Now a highly regulated place where the illegal sale of sex drugs and sex solicitors are increasingly driven out of sight, by surveillance cameras, stepped up police patrols and occasional raids. Even bright lights now light up most alleys – darkness disappears.

At least, on the surface. Geylang seems more cleaned-up. Do these problems really go away?

They don’t. A cleaned up neighbourhood does not indicate a safer sex industry. Physically wiping out the ‘dark’ elements never resolves, but relocates these problems into underground spaces. Now, partly due to law and policy enforcements, sex work is increasingly driven into online spaces, private apartments and the heartlands where they become less visible. The consequence? There is greater danger of abuse behind closed doors, and the struggles of sex workers – merely finding a way to live better – go unheard. They continue to be cast in the shadows.

Geylang, however, is not an exception. Problems concerning marginalised communities manifest in countless neighbourhoods across the world. Why do educated politicians fail to appropriately tackle these issues?

Robert Bly offers an interesting perspective of how each individual lives through the evolution of ‘red’, ‘white’, and ‘black’ stages in one’s lifetime. ‘White’ stands for the fight for the good cause. ‘Red’, however, stands for the expression of anger, aggression and a fight for what is his or hers – what matters to the individual. The ‘red’ happens on a more selfish, personal level, and is lowly, unglamorous, disdainful and uncultured.

Yet, it is necessary to not bypass the ‘red’ stage. One who bypasses the ‘red’ knows not what he stands for, nor what he truly wants to fight for or against.

The danger with the white knight stage in our culture is that he is often insufferable because he has not lived through the red. 
If a man hasn’t lived through the red stage, he is a stuck white knight who will characteristically set up a false war with some concretised dragon, such as Poverty or Drugs.
– Robert Bly, in Iron John

Politicians – in general – are white knights fighting for the common good. Intellectually and positionally, they are our representatives, advocates, and the moral crusaders. They are expected to be, and have to look ‘white’. Yet, not many politicians have walked the dark alleys, where trouble brews and voices count. There remains a disconnect between policies formulated and the realities of everyday living. Formulating policies from comfy walled offices neglects much of the actual transactions and conflicts that happen on the ground, or underneath. Voices go unheard, and trouble only grows silently darker with resentment.

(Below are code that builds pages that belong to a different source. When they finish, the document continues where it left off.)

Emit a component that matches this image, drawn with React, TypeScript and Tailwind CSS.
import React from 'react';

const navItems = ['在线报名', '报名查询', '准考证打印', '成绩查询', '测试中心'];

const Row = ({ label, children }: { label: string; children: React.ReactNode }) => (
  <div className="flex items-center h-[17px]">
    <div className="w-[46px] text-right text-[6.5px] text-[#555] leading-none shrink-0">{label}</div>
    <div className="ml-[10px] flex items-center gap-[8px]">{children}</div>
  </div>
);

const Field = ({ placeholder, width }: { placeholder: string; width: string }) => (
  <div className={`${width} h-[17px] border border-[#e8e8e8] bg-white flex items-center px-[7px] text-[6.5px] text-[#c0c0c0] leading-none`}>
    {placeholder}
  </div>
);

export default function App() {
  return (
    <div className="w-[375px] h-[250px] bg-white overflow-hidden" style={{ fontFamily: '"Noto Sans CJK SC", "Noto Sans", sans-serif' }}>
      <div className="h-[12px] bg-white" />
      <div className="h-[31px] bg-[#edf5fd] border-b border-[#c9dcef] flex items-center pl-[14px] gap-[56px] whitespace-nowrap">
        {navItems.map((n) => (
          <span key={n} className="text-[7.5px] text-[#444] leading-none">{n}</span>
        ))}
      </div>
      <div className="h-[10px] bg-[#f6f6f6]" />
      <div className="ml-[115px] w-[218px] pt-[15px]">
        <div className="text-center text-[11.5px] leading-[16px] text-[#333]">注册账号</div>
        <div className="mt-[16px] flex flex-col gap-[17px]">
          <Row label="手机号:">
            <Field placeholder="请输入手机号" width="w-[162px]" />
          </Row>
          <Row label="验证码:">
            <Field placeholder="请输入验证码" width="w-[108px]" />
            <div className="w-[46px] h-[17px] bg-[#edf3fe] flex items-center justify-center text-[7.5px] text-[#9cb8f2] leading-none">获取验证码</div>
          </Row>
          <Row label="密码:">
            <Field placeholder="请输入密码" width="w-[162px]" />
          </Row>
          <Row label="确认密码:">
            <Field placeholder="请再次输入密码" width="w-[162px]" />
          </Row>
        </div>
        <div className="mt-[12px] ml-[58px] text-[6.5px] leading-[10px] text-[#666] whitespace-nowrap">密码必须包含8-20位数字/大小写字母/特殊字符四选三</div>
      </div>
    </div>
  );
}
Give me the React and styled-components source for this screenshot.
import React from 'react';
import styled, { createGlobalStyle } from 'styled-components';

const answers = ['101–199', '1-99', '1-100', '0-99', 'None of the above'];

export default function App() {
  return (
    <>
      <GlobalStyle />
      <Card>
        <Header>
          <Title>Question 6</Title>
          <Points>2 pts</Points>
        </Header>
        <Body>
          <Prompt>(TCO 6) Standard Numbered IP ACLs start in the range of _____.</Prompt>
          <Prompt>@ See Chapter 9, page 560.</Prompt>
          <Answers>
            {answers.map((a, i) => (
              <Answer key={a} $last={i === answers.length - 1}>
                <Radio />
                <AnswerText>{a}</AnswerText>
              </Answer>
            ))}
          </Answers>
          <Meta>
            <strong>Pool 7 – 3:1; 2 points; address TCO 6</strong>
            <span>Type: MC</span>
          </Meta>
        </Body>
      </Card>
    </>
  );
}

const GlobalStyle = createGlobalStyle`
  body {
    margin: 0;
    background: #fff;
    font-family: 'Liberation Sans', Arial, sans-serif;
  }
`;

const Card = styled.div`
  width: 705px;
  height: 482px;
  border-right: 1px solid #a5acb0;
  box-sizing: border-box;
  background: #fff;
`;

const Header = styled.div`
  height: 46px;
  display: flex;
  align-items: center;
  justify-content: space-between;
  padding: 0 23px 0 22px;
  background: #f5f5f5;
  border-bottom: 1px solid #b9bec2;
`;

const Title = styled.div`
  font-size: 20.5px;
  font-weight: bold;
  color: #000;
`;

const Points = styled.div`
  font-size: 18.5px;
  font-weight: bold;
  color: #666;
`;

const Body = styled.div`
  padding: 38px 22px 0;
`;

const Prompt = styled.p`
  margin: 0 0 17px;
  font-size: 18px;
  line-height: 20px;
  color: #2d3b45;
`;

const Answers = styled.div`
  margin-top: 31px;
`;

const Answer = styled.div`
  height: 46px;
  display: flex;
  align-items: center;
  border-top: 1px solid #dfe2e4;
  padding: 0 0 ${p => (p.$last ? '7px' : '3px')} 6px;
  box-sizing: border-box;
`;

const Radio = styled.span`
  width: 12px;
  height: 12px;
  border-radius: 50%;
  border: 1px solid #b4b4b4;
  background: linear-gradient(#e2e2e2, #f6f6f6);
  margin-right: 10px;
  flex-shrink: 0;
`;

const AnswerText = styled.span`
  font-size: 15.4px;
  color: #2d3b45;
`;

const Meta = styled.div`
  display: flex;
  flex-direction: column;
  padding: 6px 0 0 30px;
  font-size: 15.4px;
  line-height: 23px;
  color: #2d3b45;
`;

Differences persist. The neighbourhood stays fragmented. Me vs You. Us. And Them. Dawn does not come before the night.

Ironically in Geylang, the ‘light’ of religious institutions co-exists with the ‘dark’ of brothels; they contradictorily co-exist as the religious institutions provide outreach to sex workers, engaging them on occasions or religious events. The dark aspects could not be eradicated, but are to be embraced and integrated.

Using the nourishing dark to know what we stand for

Clearly, it is through walking the lowly terrains of life that enable us to extend appropriate help to those in need, by essentially seeking to understand difference. To relieve suffering, its experience must first be understood.

Likewise, the metaphorical ‘dark alley’ refers to the suppressed places within us, where fear lingers. The suppressed ‘dark’ which was unbearable is now given permission to be felt, so that the self might eventually experience goodness through darkness rather than by fighting against it – this goodness is now of a different quality, that of deliverance. Herein lies the opportunity for transformation of the self, and by extension, the world.

Service comes with knowing with a better idea what we would truly stand for, after having experienced the lowly Earth. This is a process of stretching and nourishing the depths of one’s spirit, akin to exercising a muscle by breaking it down and building it up stronger.

Tapping into the potency that lies within the dark, its potential is unleashed; the ‘dark’ becomes a nourishing force that now drives us forward with purpose.